David Clarke, 53, a passionate advocate for civil rights...


March 29, 1997

David Clarke, 53, a passionate advocate for civil rights and the District of Columbia who bridged racial gaps and became the highest-ranking white politician in the majority-black city, died of brain cancer Thursday at his Mount Pleasant home.

Mr. Clarke, who was chairman of the City Council, was a councilman for almost two decades and chairman for 11 of those years. He won his first race for the council in 1974.

The 6-foot-5 politician was a familiar figure riding his bike around town. He delivered blankets to the homeless on his bike.

The native of Washington was an early participant in the civil rights struggles of the 1960s.

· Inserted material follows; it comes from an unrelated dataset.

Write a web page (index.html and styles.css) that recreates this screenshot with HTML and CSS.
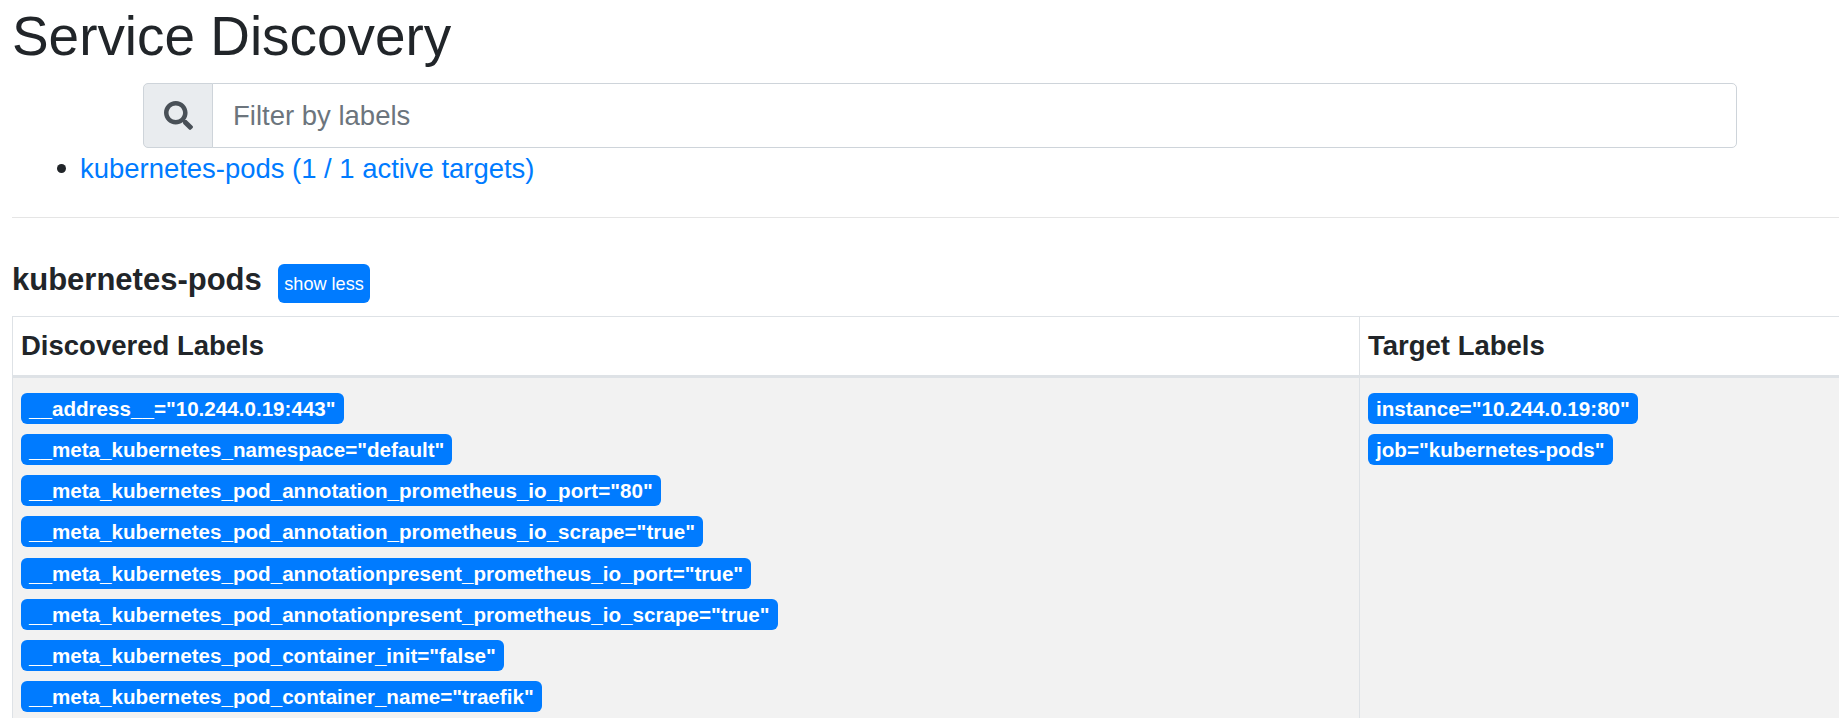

He majored in religion at George Washington University and later earned a law degree at historically black Howard University. He was a law clerk for the NAACP Legal Defense Fund and later ran the local office of the Southern Christian Leadership Conference.

Shaul Eisenberg, 76, one of Israel's leading businessmen, died of a heart attack Thursday during a trip to Beijing. He was head of the Israel Corp., a huge holding company with interests throughout Israel, Europe, central Asia and elsewhere. He also had controlling interests in the Israel Chemicals conglomerate and in Zim Navigation, Israel's biggest shipping company.

Carroll James Jr., 60, a Washington disc jockey who was the first to play a Beatles record on the radio in the United States, died Monday of cancer. He was working at radio station WWDC in 1963 and was asked by a fan to play the Beatles' hit, "I Want to Hold Your Hand," which was not due to be released in the United States until early 1964.

Harold Osrow, 80, an entrepreneur who produced an array of novel household items and was chairman of Osrow Products, died March 20 of lung cancer in New York. Among his inventions: a plastic windshield scraper-snow brush that sold millions every year.